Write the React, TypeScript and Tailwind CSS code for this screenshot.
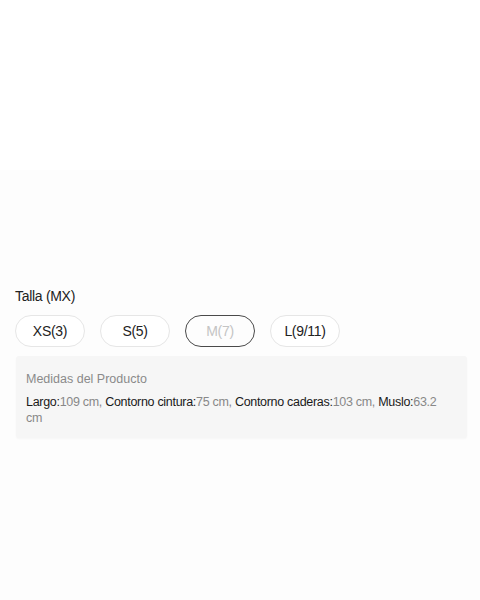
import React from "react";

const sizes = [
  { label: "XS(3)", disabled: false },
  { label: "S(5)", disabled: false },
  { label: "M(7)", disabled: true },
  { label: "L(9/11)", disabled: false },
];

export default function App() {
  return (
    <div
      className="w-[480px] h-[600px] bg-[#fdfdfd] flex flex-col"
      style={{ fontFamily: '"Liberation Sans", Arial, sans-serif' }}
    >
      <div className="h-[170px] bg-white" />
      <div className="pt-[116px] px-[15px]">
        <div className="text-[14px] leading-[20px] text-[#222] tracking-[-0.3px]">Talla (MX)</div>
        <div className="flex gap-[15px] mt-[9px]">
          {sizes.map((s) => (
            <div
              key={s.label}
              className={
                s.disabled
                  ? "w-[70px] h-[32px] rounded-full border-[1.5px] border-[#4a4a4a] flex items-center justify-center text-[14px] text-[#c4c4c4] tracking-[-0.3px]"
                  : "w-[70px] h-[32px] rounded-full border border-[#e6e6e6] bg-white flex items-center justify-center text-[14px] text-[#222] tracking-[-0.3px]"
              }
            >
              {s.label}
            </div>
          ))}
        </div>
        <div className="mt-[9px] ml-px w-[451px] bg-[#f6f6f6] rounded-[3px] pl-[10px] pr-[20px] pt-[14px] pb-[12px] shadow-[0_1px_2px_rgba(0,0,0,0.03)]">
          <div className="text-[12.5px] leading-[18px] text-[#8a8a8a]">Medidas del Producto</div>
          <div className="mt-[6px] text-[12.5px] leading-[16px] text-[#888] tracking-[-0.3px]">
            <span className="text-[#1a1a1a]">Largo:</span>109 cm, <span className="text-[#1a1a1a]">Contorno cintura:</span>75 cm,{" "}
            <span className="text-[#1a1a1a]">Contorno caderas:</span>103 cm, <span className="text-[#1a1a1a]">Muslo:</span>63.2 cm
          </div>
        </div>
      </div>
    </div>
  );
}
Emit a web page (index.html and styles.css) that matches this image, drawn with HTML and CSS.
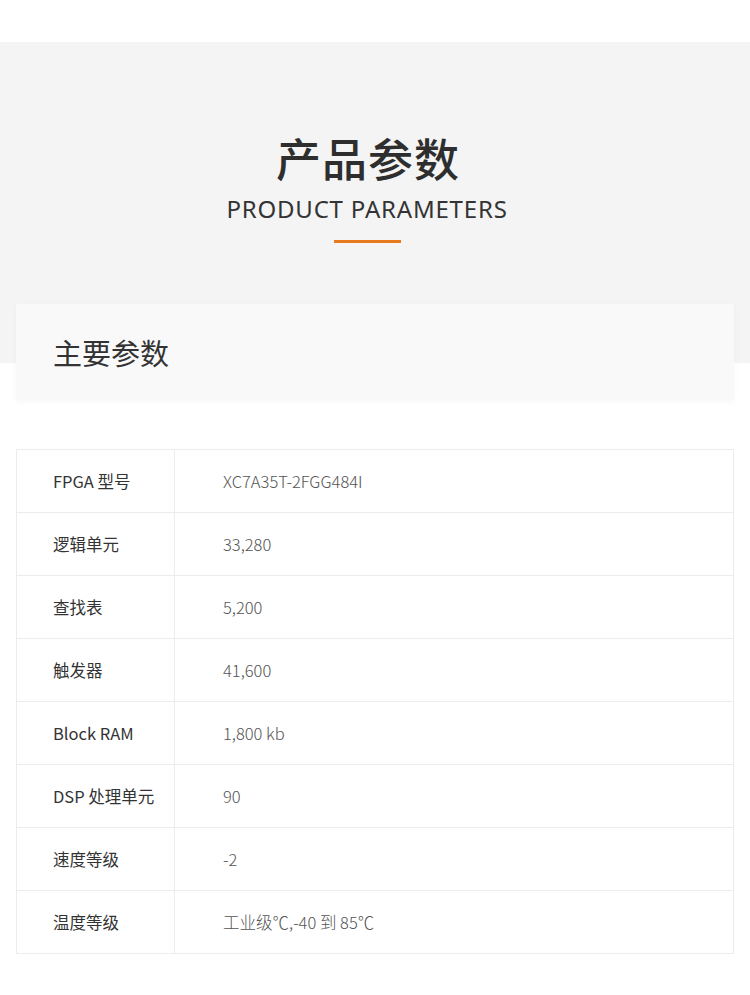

—————

_Aim:_ Within the material above, find the lines that contain the word "React"; copy them.

_Answer to this problem:_
Write the React, TypeScript and Tailwind CSS code for this screenshot.
import React from "react";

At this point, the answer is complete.